WHAT TO DO –
Extract the full listing verbatim and drop any pictures from your copy.

(Data records)
>> BEGIN

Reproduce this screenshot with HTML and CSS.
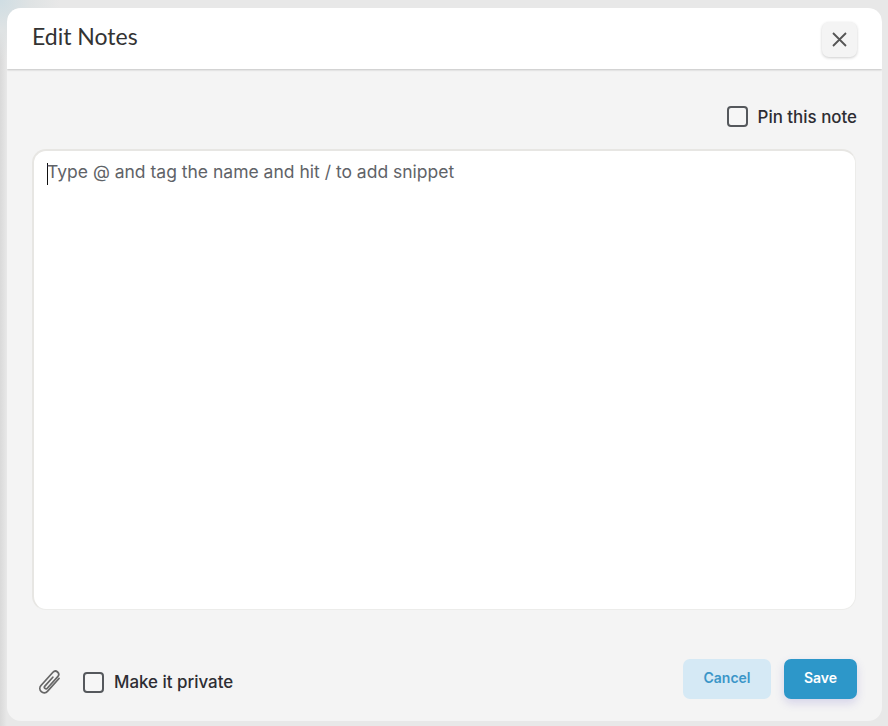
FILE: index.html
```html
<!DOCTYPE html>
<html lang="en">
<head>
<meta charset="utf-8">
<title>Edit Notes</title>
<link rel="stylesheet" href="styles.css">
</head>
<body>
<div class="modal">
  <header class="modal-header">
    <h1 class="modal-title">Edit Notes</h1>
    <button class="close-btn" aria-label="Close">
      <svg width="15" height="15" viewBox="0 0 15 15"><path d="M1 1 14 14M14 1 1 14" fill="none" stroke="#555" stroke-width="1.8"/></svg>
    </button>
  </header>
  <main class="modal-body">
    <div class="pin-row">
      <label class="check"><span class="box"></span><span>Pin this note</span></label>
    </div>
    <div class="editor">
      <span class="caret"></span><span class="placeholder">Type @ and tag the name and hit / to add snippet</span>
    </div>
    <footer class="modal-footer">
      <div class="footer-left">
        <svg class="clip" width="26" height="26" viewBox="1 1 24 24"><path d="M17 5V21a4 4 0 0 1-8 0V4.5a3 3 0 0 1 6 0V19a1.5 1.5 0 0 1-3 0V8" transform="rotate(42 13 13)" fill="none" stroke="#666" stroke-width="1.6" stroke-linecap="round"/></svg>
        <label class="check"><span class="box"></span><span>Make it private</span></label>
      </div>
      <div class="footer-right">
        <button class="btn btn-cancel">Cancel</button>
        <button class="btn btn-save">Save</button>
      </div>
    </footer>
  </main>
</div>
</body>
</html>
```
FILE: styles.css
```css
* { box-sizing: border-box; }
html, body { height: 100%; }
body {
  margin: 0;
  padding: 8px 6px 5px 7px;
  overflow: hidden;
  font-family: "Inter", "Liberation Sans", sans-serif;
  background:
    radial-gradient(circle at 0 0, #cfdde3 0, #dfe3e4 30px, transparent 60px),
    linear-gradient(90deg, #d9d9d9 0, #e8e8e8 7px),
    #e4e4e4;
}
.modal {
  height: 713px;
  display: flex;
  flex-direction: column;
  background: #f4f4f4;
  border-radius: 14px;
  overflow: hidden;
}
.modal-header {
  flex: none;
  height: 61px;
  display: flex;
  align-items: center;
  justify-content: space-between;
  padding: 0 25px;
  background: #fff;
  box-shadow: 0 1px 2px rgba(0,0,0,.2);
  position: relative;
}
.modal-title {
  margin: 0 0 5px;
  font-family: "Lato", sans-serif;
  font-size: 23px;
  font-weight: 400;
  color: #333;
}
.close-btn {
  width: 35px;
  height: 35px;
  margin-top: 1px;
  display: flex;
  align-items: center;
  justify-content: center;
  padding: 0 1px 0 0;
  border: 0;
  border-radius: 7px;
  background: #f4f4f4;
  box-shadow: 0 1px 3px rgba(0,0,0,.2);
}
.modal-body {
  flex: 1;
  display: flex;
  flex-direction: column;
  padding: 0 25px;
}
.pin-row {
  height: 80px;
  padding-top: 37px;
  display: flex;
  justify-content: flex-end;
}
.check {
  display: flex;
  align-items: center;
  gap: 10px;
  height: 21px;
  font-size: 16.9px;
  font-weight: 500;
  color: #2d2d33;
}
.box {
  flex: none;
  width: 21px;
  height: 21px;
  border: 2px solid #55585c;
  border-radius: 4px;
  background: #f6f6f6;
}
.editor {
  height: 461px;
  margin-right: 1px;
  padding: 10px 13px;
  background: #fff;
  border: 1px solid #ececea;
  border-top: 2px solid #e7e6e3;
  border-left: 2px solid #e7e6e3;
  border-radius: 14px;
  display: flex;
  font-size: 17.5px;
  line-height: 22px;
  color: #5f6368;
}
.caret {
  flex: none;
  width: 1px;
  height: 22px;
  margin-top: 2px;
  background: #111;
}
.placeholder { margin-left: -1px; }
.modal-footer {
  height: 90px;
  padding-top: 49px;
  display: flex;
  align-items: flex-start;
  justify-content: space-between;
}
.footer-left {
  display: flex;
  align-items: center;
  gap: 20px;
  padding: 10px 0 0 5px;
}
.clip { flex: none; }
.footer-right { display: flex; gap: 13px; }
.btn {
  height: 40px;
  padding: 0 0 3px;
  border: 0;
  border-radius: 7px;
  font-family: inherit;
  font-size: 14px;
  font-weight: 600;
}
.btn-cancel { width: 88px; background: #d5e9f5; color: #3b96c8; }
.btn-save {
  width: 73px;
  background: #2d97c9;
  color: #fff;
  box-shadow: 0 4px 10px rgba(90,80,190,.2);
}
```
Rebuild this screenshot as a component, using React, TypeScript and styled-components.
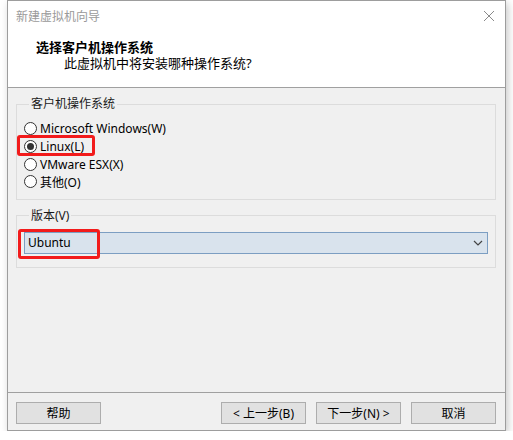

>> END

EXERCISE OUTPUT –
Reproduce this screenshot with HTML and CSS.
FILE: index.html
```html
<!DOCTYPE html>
<html lang="en">
<head>
<meta charset="utf-8">
<title>Edit Notes</title>
<link rel="stylesheet" href="styles.css">
</head>
<body>
<div class="modal">
  <header class="modal-header">
    <h1 class="modal-title">Edit Notes</h1>
    <button class="close-btn" aria-label="Close">
      <svg width="15" height="15" viewBox="0 0 15 15"><path d="M1 1 14 14M14 1 1 14" fill="none" stroke="#555" stroke-width="1.8"/></svg>
    </button>
  </header>
  <main class="modal-body">
    <div class="pin-row">
      <label class="check"><span class="box"></span><span>Pin this note</span></label>
    </div>
    <div class="editor">
      <span class="caret"></span><span class="placeholder">Type @ and tag the name and hit / to add snippet</span>
    </div>
    <footer class="modal-footer">
      <div class="footer-left">
        <svg class="clip" width="26" height="26" viewBox="1 1 24 24"><path d="M17 5V21a4 4 0 0 1-8 0V4.5a3 3 0 0 1 6 0V19a1.5 1.5 0 0 1-3 0V8" transform="rotate(42 13 13)" fill="none" stroke="#666" stroke-width="1.6" stroke-linecap="round"/></svg>
        <label class="check"><span class="box"></span><span>Make it private</span></label>
      </div>
      <div class="footer-right">
        <button class="btn btn-cancel">Cancel</button>
        <button class="btn btn-save">Save</button>
      </div>
    </footer>
  </main>
</div>
</body>
</html>
```
FILE: styles.css
```css
* { box-sizing: border-box; }
html, body { height: 100%; }
body {
  margin: 0;
  padding: 8px 6px 5px 7px;
  overflow: hidden;
  font-family: "Inter", "Liberation Sans", sans-serif;
  background:
    radial-gradient(circle at 0 0, #cfdde3 0, #dfe3e4 30px, transparent 60px),
    linear-gradient(90deg, #d9d9d9 0, #e8e8e8 7px),
    #e4e4e4;
}
.modal {
  height: 713px;
  display: flex;
  flex-direction: column;
  background: #f4f4f4;
  border-radius: 14px;
  overflow: hidden;
}
.modal-header {
  flex: none;
  height: 61px;
  display: flex;
  align-items: center;
  justify-content: space-between;
  padding: 0 25px;
  background: #fff;
  box-shadow: 0 1px 2px rgba(0,0,0,.2);
  position: relative;
}
.modal-title {
  margin: 0 0 5px;
  font-family: "Lato", sans-serif;
  font-size: 23px;
  font-weight: 400;
  color: #333;
}
.close-btn {
  width: 35px;
  height: 35px;
  margin-top: 1px;
  display: flex;
  align-items: center;
  justify-content: center;
  padding: 0 1px 0 0;
  border: 0;
  border-radius: 7px;
  background: #f4f4f4;
  box-shadow: 0 1px 3px rgba(0,0,0,.2);
}
.modal-body {
  flex: 1;
  display: flex;
  flex-direction: column;
  padding: 0 25px;
}
.pin-row {
  height: 80px;
  padding-top: 37px;
  display: flex;
  justify-content: flex-end;
}
.check {
  display: flex;
  align-items: center;
  gap: 10px;
  height: 21px;
  font-size: 16.9px;
  font-weight: 500;
  color: #2d2d33;
}
.box {
  flex: none;
  width: 21px;
  height: 21px;
  border: 2px solid #55585c;
  border-radius: 4px;
  background: #f6f6f6;
}
.editor {
  height: 461px;
  margin-right: 1px;
  padding: 10px 13px;
  background: #fff;
  border: 1px solid #ececea;
  border-top: 2px solid #e7e6e3;
  border-left: 2px solid #e7e6e3;
  border-radius: 14px;
  display: flex;
  font-size: 17.5px;
  line-height: 22px;
  color: #5f6368;
}
.caret {
  flex: none;
  width: 1px;
  height: 22px;
  margin-top: 2px;
  background: #111;
}
.placeholder { margin-left: -1px; }
.modal-footer {
  height: 90px;
  padding-top: 49px;
  display: flex;
  align-items: flex-start;
  justify-content: space-between;
}
.footer-left {
  display: flex;
  align-items: center;
  gap: 20px;
  padding: 10px 0 0 5px;
}
.clip { flex: none; }
.footer-right { display: flex; gap: 13px; }
.btn {
  height: 40px;
  padding: 0 0 3px;
  border: 0;
  border-radius: 7px;
  font-family: inherit;
  font-size: 14px;
  font-weight: 600;
}
.btn-cancel { width: 88px; background: #d5e9f5; color: #3b96c8; }
.btn-save {
  width: 73px;
  background: #2d97c9;
  color: #fff;
  box-shadow: 0 4px 10px rgba(90,80,190,.2);
}
```
Rebuild this screenshot as a component, using React, TypeScript and styled-components.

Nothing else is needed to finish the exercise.